**What to do:**
Copy out the entries in full and with complete accuracy; pictures are excluded.

#### Recorded information ####

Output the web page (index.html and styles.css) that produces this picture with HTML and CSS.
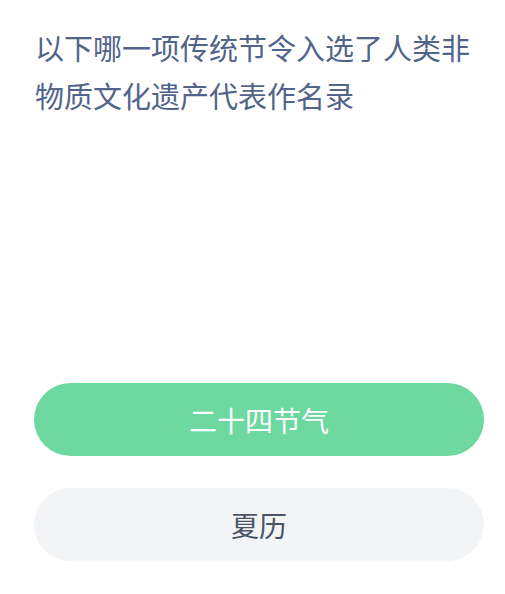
FILE: index.html
```html
<!DOCTYPE html>
<html lang="zh-CN">
<head>
    <meta charset="UTF-8">
    <meta name="viewport" content="width=device-width, initial-scale=1.0">
    <title>每日一题</title>
    <link rel="stylesheet" href="styles.css">
</head>
<body>
    <div class="quiz">
        <h2 class="question">以下哪一项传统节令入选了人类非物质文化遗产代表作名录</h2>
        <div class="options">
            <button class="option correct">二十四节气</button>
            <button class="option">夏历</button>
        </div>
    </div>
</body>
</html>
```

FILE: styles.css
```css
body {
    margin: 0;
    background: #fff;
    font-family: "Noto Sans CJK SC", "Noto Sans", sans-serif;
}
.quiz {
    padding: 23px 21px 0 35px;
}
.question {
    margin: 0;
    font-size: 29px;
    font-weight: 400;
    line-height: 48px;
    color: #52648a;
}
.options {
    display: flex;
    flex-direction: column;
    gap: 32px;
    margin-top: 264px;
    margin-left: -1px;
}
.option {
    width: 450px;
    height: 73px;
    border: none;
    border-radius: 37px;
    background: #f3f4f6;
    color: #485465;
    font-family: inherit;
    font-size: 28px;
    font-weight: 400;
    padding: 0;
}
.option.correct {
    background: #6dd89f;
    color: #fff;
}
```
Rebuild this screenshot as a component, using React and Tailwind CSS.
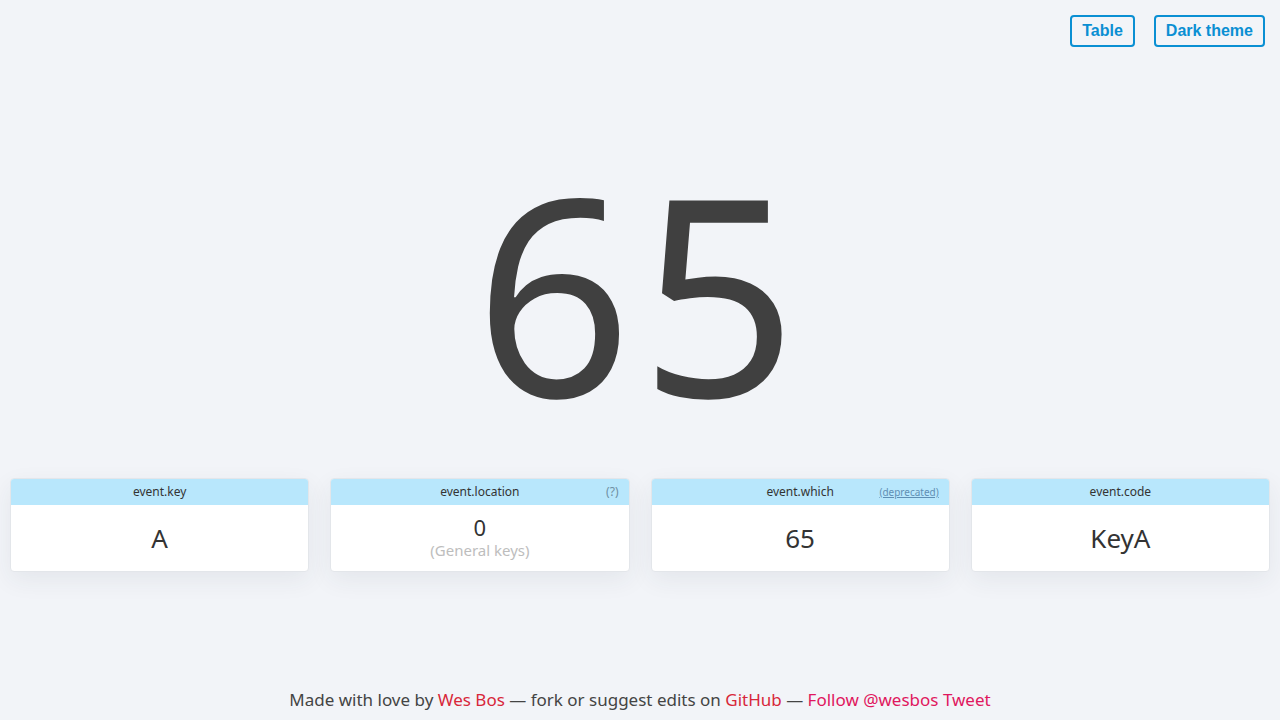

####

**Complete answer:**
Output the web page (index.html and styles.css) that produces this picture with HTML and CSS.
FILE: index.html
```html
<!DOCTYPE html>
<html lang="zh-CN">
<head>
    <meta charset="UTF-8">
    <meta name="viewport" content="width=device-width, initial-scale=1.0">
    <title>每日一题</title>
    <link rel="stylesheet" href="styles.css">
</head>
<body>
    <div class="quiz">
        <h2 class="question">以下哪一项传统节令入选了人类非物质文化遗产代表作名录</h2>
        <div class="options">
            <button class="option correct">二十四节气</button>
            <button class="option">夏历</button>
        </div>
    </div>
</body>
</html>
```

FILE: styles.css
```css
body {
    margin: 0;
    background: #fff;
    font-family: "Noto Sans CJK SC", "Noto Sans", sans-serif;
}
.quiz {
    padding: 23px 21px 0 35px;
}
.question {
    margin: 0;
    font-size: 29px;
    font-weight: 400;
    line-height: 48px;
    color: #52648a;
}
.options {
    display: flex;
    flex-direction: column;
    gap: 32px;
    margin-top: 264px;
    margin-left: -1px;
}
.option {
    width: 450px;
    height: 73px;
    border: none;
    border-radius: 37px;
    background: #f3f4f6;
    color: #485465;
    font-family: inherit;
    font-size: 28px;
    font-weight: 400;
    padding: 0;
}
.option.correct {
    background: #6dd89f;
    color: #fff;
}
```
Rebuild this screenshot as a component, using React and Tailwind CSS.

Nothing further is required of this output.